Taylor’s pass-first tendencies combined with his poise, athleticism, four years of starting experience, and his low draft status is reminiscent of Browns quarterback Colt McCoy’s rookie year.

Vick trained with Taylor before the NFL Draft but Taylor has always been ahead of Vick on the curve of using his legs to scramble behind the pocket, while keeping his eyes upfield.

It’s not as if he came out of nowhere. Taylor arrived at Virginia Tech as the third ranked signal caller in the Class of 2007, and the #1 dual threat.

As a senior at Virginia Tech, Taylor passed for 2,521 yards, 23 touchdowns and 4 interceptions and rushed for 637 yards and 5 touchdowns. Most importantly, college is where he first forged his flair for the dramatic. He had a college career marked with come from behind wins that he created with his arms and legs.

Most people remember his dazzling touchdown pass against Stanford in the Orange Bowl as the highlight of Taylor’s career, however, there were more. Many more.

Against Nebraska’s vaunted defense in his junior season, Taylor led the Hokies on an unlikely game winning touchdown drive in the final minute and 21 seconds. It began with Taylor buying time before connecting on a deep throw with receiver Danny Coale on an 81 yard catch and run to the Nebraska 3-yard line. On third and goal from the 11-yard line, Taylor scrambled for 9 seconds before finding a receiver in the end zone.

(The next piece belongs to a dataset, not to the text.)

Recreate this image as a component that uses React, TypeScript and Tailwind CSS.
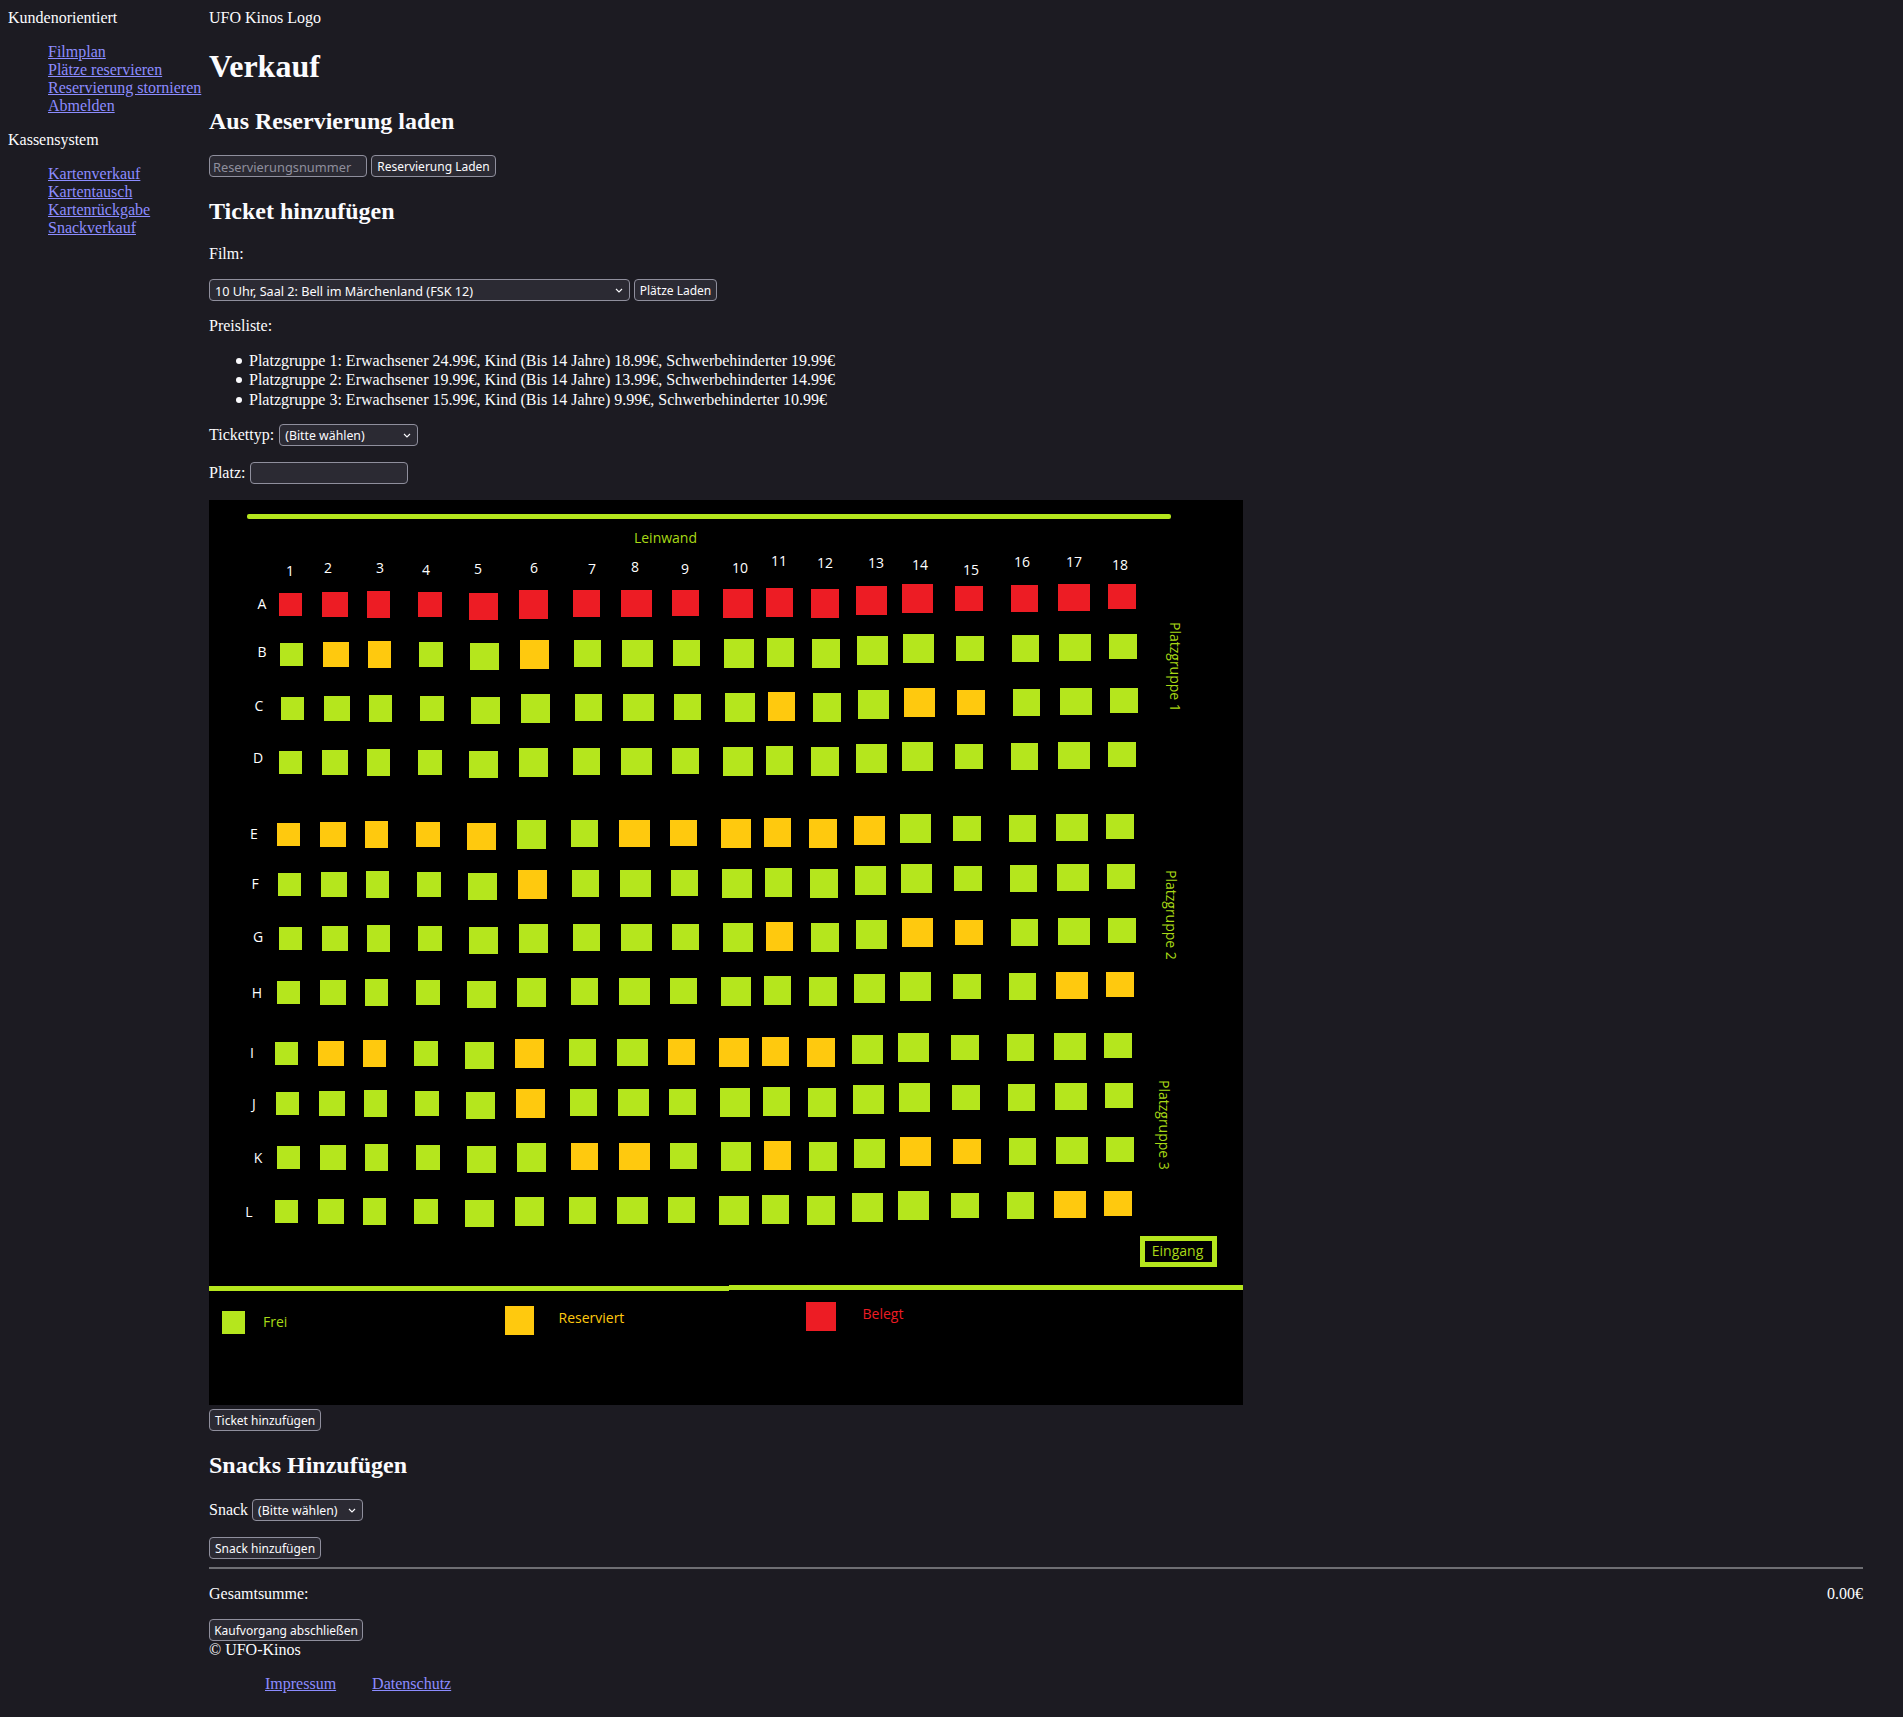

I use those highlights of his collegiate career to illustrate the point that Taylor is a passing quarterback with scrambling capabilities. Cam Newton may be the IPhone of NFL quarterbacks. He’s flashy, see’s himself as an icon and is the biggest fad, literally in the NFL but he has more trouble connecting on passes than the IPhone has connecting on calls. Like the IPhone, Cam Newton can’t give his receivers receptions

Nobody, including me can guarantee Taylor is a Pro Bowl quarterback but he already has the tools to be a winning quarterback. Barring an injury to Joe Flacco, it won’t happen in Baltimore but thus far, I’m convinced Tyrod Taylor will be remembered as the sleeper quarterback of the 2011 draft.